» INFORMATION GIVEN
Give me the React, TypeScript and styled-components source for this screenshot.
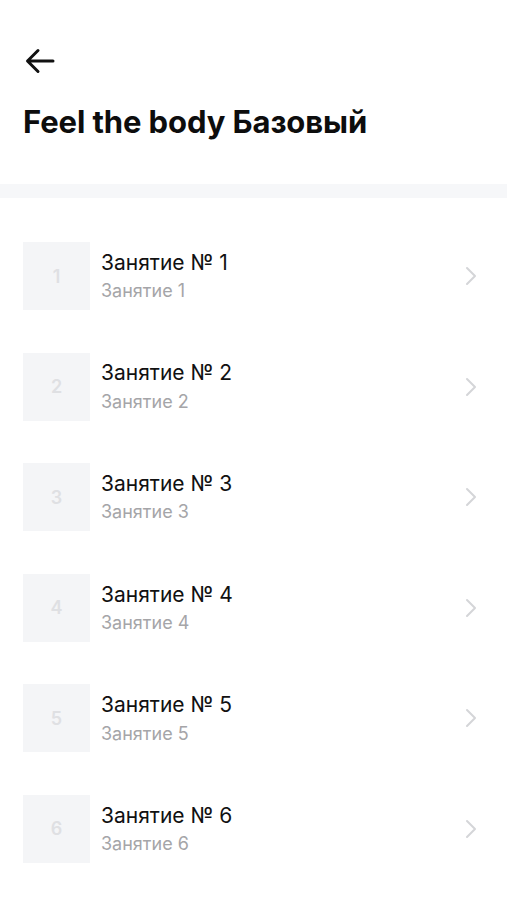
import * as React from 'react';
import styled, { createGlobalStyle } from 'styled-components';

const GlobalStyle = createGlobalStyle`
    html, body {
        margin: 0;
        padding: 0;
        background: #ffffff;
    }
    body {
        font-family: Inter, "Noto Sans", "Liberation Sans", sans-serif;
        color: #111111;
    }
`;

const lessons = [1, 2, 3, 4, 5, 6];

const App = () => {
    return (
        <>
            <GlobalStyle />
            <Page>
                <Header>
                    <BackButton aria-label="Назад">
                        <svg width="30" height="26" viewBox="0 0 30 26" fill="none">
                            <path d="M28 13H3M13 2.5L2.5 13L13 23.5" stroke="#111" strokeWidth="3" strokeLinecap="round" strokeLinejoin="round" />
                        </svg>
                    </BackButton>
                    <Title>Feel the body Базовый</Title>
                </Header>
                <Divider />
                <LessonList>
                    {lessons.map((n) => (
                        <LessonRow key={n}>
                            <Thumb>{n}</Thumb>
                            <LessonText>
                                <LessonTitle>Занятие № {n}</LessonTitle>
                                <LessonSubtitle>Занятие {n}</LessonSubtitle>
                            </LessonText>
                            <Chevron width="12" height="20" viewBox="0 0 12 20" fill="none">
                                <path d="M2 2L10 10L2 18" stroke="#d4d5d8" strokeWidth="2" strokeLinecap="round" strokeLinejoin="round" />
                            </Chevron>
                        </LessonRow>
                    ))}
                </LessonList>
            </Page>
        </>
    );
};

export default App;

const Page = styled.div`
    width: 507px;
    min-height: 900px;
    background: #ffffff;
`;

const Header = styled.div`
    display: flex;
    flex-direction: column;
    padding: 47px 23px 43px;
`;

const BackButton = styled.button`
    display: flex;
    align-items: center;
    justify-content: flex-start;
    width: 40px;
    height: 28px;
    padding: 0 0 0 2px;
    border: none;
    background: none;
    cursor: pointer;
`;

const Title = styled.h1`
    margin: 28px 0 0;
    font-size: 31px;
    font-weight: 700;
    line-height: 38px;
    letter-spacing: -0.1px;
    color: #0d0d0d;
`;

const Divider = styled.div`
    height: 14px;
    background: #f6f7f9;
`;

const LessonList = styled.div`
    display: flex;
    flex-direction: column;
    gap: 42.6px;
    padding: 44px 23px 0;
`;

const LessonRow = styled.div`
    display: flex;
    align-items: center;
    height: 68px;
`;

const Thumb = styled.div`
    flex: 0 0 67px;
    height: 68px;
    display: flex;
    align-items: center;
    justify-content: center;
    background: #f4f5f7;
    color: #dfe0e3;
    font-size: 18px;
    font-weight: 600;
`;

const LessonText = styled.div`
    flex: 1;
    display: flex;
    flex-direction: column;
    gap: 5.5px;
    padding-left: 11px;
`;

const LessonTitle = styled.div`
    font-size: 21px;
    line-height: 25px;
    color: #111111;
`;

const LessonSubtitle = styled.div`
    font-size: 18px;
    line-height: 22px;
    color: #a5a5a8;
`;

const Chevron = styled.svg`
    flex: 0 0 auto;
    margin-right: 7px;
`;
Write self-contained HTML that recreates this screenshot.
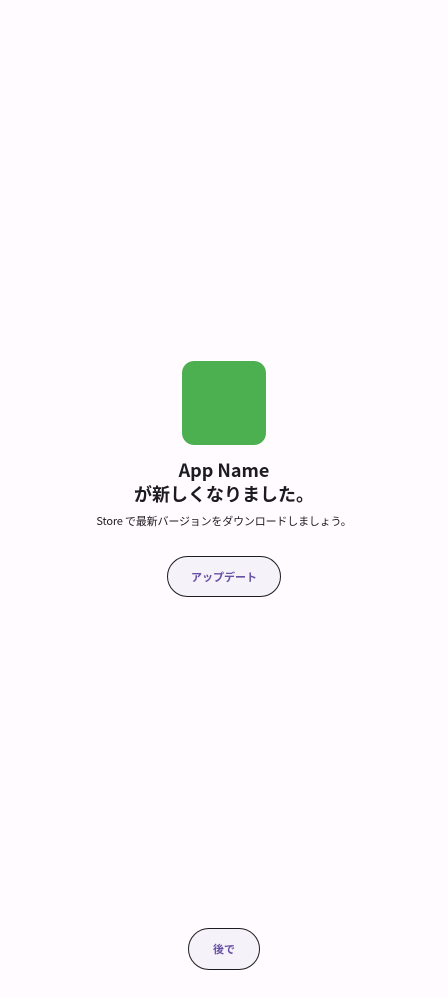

» YOUR TASK
From the first line of the entries above down to the line holding "const lessons = [1, 2, 3, 4, 5, 6];", quote each line exactly and nothing else, skipping pictures.

» WRITTEN SOLUTION
Give me the React, TypeScript and styled-components source for this screenshot.
import * as React from 'react';
import styled, { createGlobalStyle } from 'styled-components';

const GlobalStyle = createGlobalStyle`
    html, body {
        margin: 0;
        padding: 0;
        background: #ffffff;
    }
    body {
        font-family: Inter, "Noto Sans", "Liberation Sans", sans-serif;
        color: #111111;
    }
`;

const lessons = [1, 2, 3, 4, 5, 6];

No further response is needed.